Forza Italia e Lega sono a un bivio. Spingere per andare avanti con il governo Draghi, preferibilmente senza 5 Stelle, oppure virare decisi in direzione delle elezioni? E’ un bel dilemma, per questo Silvio Berlusconi e Matteo Salvini si stanno tenendo aperte tutte le porte, fino a mercoledì. Il comunicato congiunto in cui hanno fatto sapere che “il centrodestra di governo chiede chiarezza e prende atto che non è più possibile contare sul M5S in questa fase così drammatica” per poi aggiungere che si ascolterà Draghi e si “continuerà a difendere gli interessi degli italiani con serietà e coerenza”, pur senza il timore del voto, è stato letto come un segnale di disponibilità, un pizzino inviato a Quirinale, Palazzo Chigi e Pd per andare avanti, ma senza il partito di Giuseppe Conte. Vogliono vedere gli sviluppi delle prossime ore, Salvini e Berlusconi, senza chiudere alcuna strada davanti a sé.

L’ex premier ne ha parlato col suo stato maggiore. E se da una parte potrebbe esserci qualche tentazione verso le urne anche come spirito di rivincita verso lo sgarbo che Draghi fece a Forza Italia nominando ministri proprio quelli che Berlusconi non voleva (Gelmini, Brunetta e Carfagna, mentre lui aveva indicato Tajani), dall’altra prevale una certa stima nei confronti del presidente del consiglio e della sua azione di governo, che vede tra i principali fan Gianni Letta. Ed è proprio Gianni, racconta una fonte, in queste ore a tenere un telefono rosso sempre accesso col nipote Enrico: i due Letta si tengono continuamente aggiornati sulla situazione e poi Gianni riferisce all’ex Cavaliere, che lascia fare.

Salvini, dal canto suo, ha problemi più seri, perché l’invocazione continua alle urne da parte di Giorgia Meloni rischia di fargli perdere ancora più consensi verso Fdi.
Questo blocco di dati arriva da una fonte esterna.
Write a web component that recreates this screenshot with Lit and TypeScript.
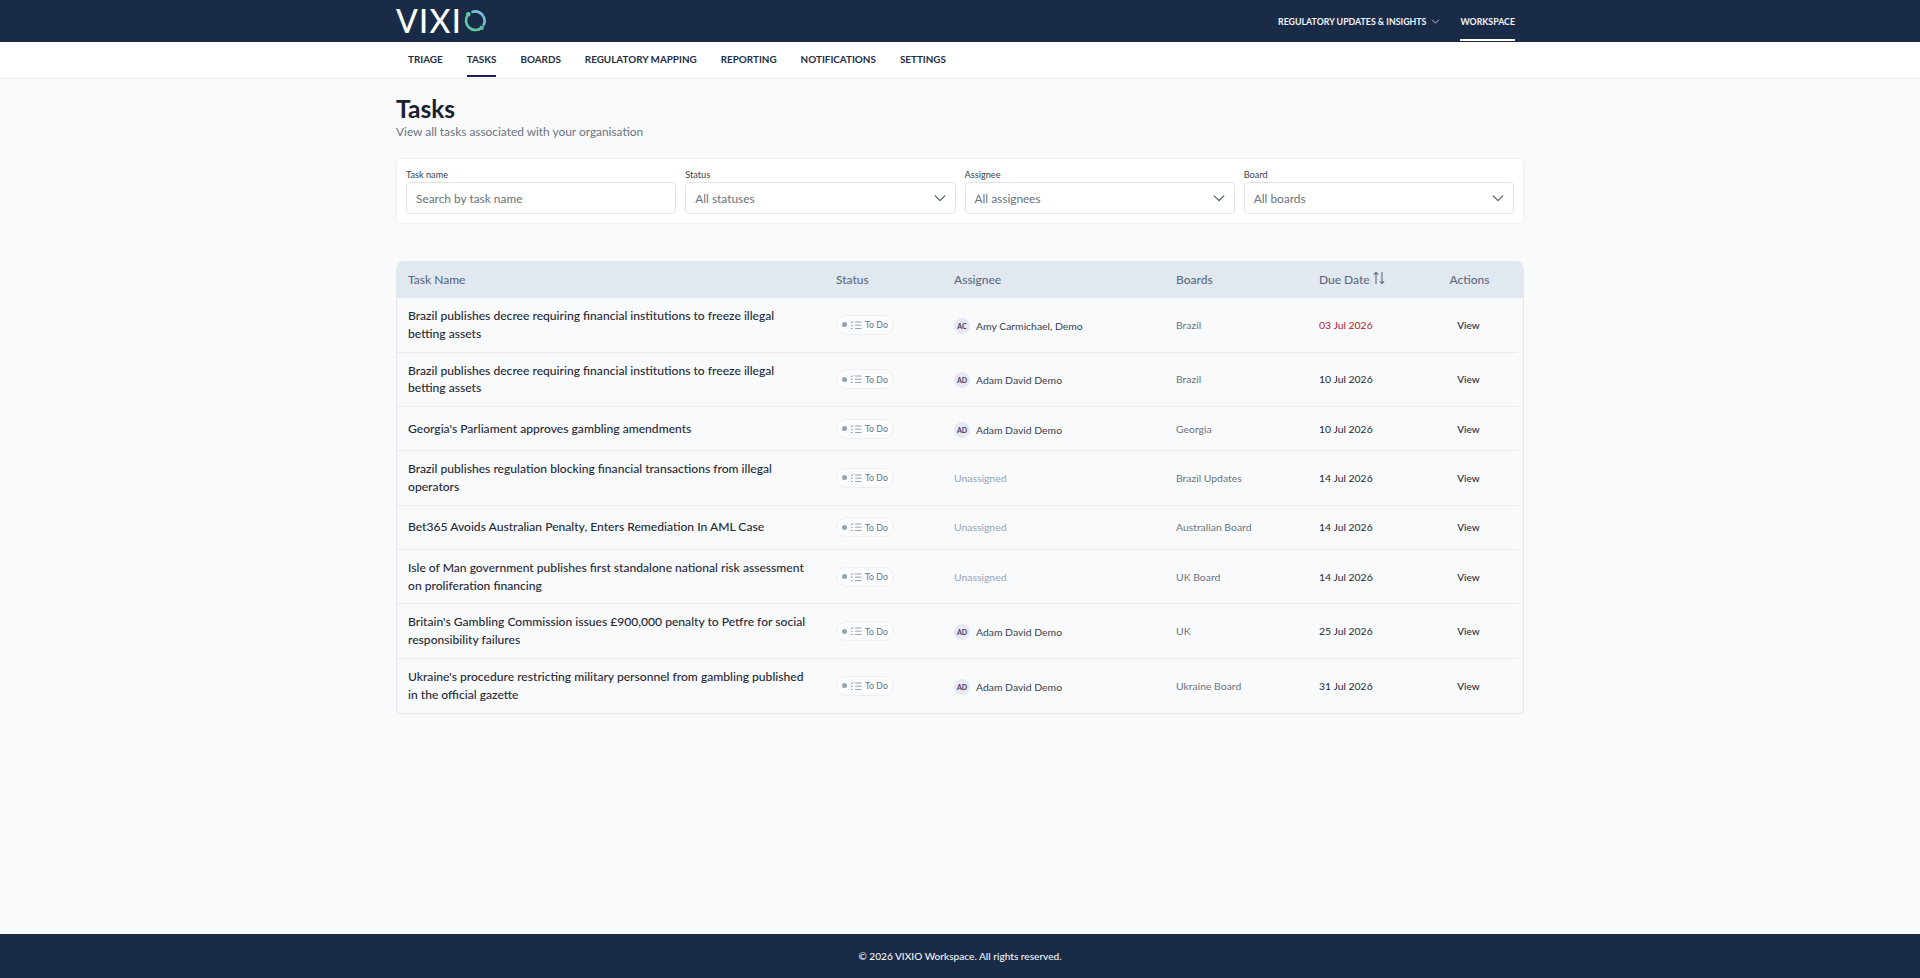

Da una parte, dunque, il leader leghista è fortemente tentato dal voto anticipato, perché poi a giugno 2023 “chissà Giorgia a che percentuali sarà arrivata”. Dall’altra è trattenuto dallo stesso motivo. “Se andiamo a votare adesso Fdi sarà il primo partito e Giorgia diventa premier, tra qualche mese chissà, tutto potrebbe cambiare…”, sussurra un leghista di rango. Per questo Salvini è combattuto, ma non può non dare ragione, ascoltandoli con attenzione, a Luca Zaia, Massimiliano Fedriga e Attilio Fontana, tutti schierati pancia a terra per la continuazione dell’esecutivo o per un Draghi-bis. Stessa idea, neanche a dirlo, di Giancarlo Giorgetti, che in queste ore sta facendo da tramite tra Palazzo Chigi e via Bellerio. Ma ci sono anche un paio di leghisti, i cui nomi restano coperti, che stanno parlando col Pd. “Siete disposti ad andare avanti con Draghi senza 5 Stelle?”, è l’interrogativo che dalla Lega rotola verso il Nazareno. Per ora da quelle parti è arrivato un “no”, ma non troppo convinto. E in questa chiave va interpretata l’intenzione di Letta di riportare nel governo anche solo una parte dei 5 Stelle, quelli considerati “più seri”, e quindi “governativi”.

Certo, poi ci sarebbe da convincere Draghi, che per ben due volte in conferenza stampa ha sottolineato che “non esiste un mio governo senza M5S”. Ma a quel punto, se davvero il Pd dovesse convincersi, toccherebbe a Mattarella fare pressione su Mister Bce. Per il quale la strada maestra per continuare, però, resta un nuovo patto sottoscritto da tutti i partiti, grillini compresi. Anche in Fi e Lega, però, c’è chi preferirebbe andare al voto, “altrimenti Fdi arriva al 30%”. Salvini e Berlusconi ascoltano queste voci, ne sono consapevoli, aggiungono perplessità a dubbi, ma per ora restano in attesa. Da una parte non possono fare a meno di dire che non temono le urne, dall’altra mandano messaggi in bottiglia a Mattarella, Draghi e Pd: se si trova la quadra per un esecutivo senza pentastellati noi ci siamo, contate su di noi, anzi governeremo meglio di prima. Dal canto suo, intanto, è facile per Giorgia Meloni invocare a gran voce le urne, sintonizzandosi perfettamente con la pancia di chi vota centrodestra. Per quanto riguarda amministratori locali e imprenditori, lì il discorso cambia un po’, ma lei al momento non se ne cura. Sarà interessante vedere, dopo questo passaggio, comunque vada a finire, se il partito meloniano avrà guadagnato un altro paio di punticini nei sondaggi oppure no.